I mean, chiplets are neat..but they are just the same old CPU, just in lego. and thats mostly just to increase yields vs monolothic designs. Same with accelerators, stacking, etc.

I mean radical new alien designs (Like quantum CPUs as an example) since we have to be reaching the limit of what silicon and lithography can do.

[–] [email protected] 3 points 6 months ago (1 children)

Photonic is the game changer. Putting little LEDs on chips and making those terabyte per second interconnects with low heat and long range and better signal integrity

[–] [email protected] 1 points 6 months ago

This is what I'm talking about. This kind of weird, new shit, to overcome the limits we have to be running into by now with the standard silicon and lithography that we've been using and evolving for 40 years.

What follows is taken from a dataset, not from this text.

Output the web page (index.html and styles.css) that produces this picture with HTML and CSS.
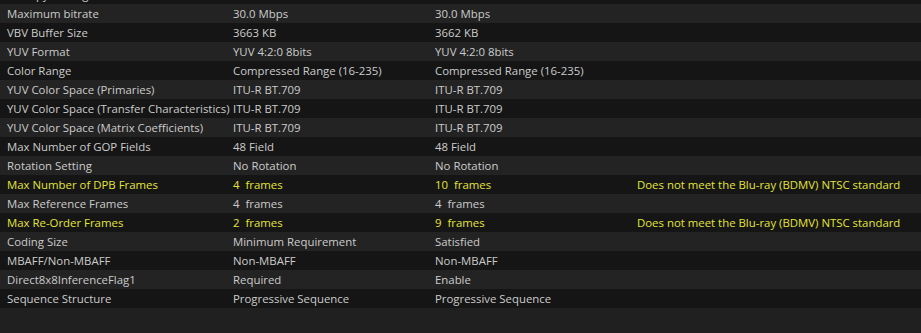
FILE: index.html
```html
<!DOCTYPE html>
<html>
	<head>
		<meta charset="UTF-8">
		<title>Stream Check</title>
		<link rel="stylesheet" href="styles.css">
	</head>
	<body>
		<div class="panel">
			<div class="list">
				<div class="row"><span>Entropy Coding</span><span>CABAC</span><span>CABAC</span><span></span></div>
				<div class="row"><span>Maximum bitrate</span><span>30.0 Mbps</span><span>30.0 Mbps</span><span></span></div>
				<div class="row"><span>VBV Buffer Size</span><span>3663 KB</span><span>3662 KB</span><span></span></div>
				<div class="row"><span>YUV Format</span><span>YUV 4:2:0 8bits</span><span>YUV 4:2:0 8bits</span><span></span></div>
				<div class="row"><span>Color Range</span><span>Compressed Range (16-235)</span><span>Compressed Range (16-235)</span><span></span></div>
				<div class="row"><span>YUV Color Space (Primaries)</span><span>ITU-R BT.709</span><span>ITU-R BT.709</span><span></span></div>
				<div class="row"><span>YUV Color Space (Transfer Characteristics)</span><span>ITU-R BT.709</span><span>ITU-R BT.709</span><span></span></div>
				<div class="row"><span>YUV Color Space (Matrix Coefficients)</span><span>ITU-R BT.709</span><span>ITU-R BT.709</span><span></span></div>
				<div class="row"><span>Max Number of GOP Fields</span><span>48 Field</span><span>48 Field</span><span></span></div>
				<div class="row"><span>Rotation Setting</span><span>No Rotation</span><span>No Rotation</span><span></span></div>
				<div class="row warn"><span>Max Number of DPB Frames</span><span>4&nbsp; frames</span><span>10&nbsp; frames</span><span>Does not meet the Blu-ray (BDMV) NTSC standard</span></div>
				<div class="row"><span>Max Reference Frames</span><span>4&nbsp; frames</span><span>4&nbsp; frames</span><span></span></div>
				<div class="row warn"><span>Max Re-Order Frames</span><span>2&nbsp; frames</span><span>9&nbsp; frames</span><span>Does not meet the Blu-ray (BDMV) NTSC standard</span></div>
				<div class="row"><span>Coding Size</span><span>Minimum Requirement</span><span>Satisfied</span><span></span></div>
				<div class="row"><span>MBAFF/Non-MBAFF</span><span>Non-MBAFF</span><span>Non-MBAFF</span><span></span></div>
				<div class="row"><span>Direct8x8InferenceFlag1</span><span>Required</span><span>Enable</span><span></span></div>
				<div class="row"><span>Sequence Structure</span><span>Progressive Sequence</span><span>Progressive Sequence</span><span></span></div>
			</div>
		</div>
	</body>
</html>
```

FILE: styles.css
```css
*{margin: 0;padding: 0;box-sizing: border-box;}
html,body{height: 100%;}
body{background: #202020;overflow: hidden;font-family: "Open Sans", "Noto Sans", sans-serif;font-size: 11.4px;color: #cbcbcb;}
.panel{height: 100%;overflow: hidden;}
/* list is scrolled down a little, first row only shows its bottom edge */
.list{margin-top: -15px;}
.row{display: grid;grid-template-columns: 226px 202px 202px 1fr;height: 19px;line-height: 19px;padding-left: 7px;white-space: nowrap;}
.row:nth-child(odd){background: #151515;}
.row:nth-child(even){background: #232323;}
.warn{color: #e4e437;}
```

[–] [email protected] 2 points 6 months ago* (last edited 6 months ago)

I don't think it is mostly just the same CPU with a slight twist. It'd be mind-blowing tech if you showed it to some electrical engineers from 20, 15, shit even 10 years ago. Chiplets were and are a big deal, and have plenty of advantages beyond yield improvements.

I also disagree with stacking not being a crazy advancement. Stacking is big, especially for memory and cache, which most chip designs are starved of (and will get worse as they don't shrink as well)

There's more to new, radical, chip design than switching what material they use. Chiplets were a radical change. I think you're only not classifying them as an "alien" design as you're now used to them. If carbon nanotube monolithic CPU designs came out a while ago, I think you'd have similarly gotten used to them and think of them as the new normal and not something entirely different.

Splitting up silicon into individual modules and being able to trivially swap out chiplets seems more alien to me than if they simply moved from silicon transistors to [material] transistors.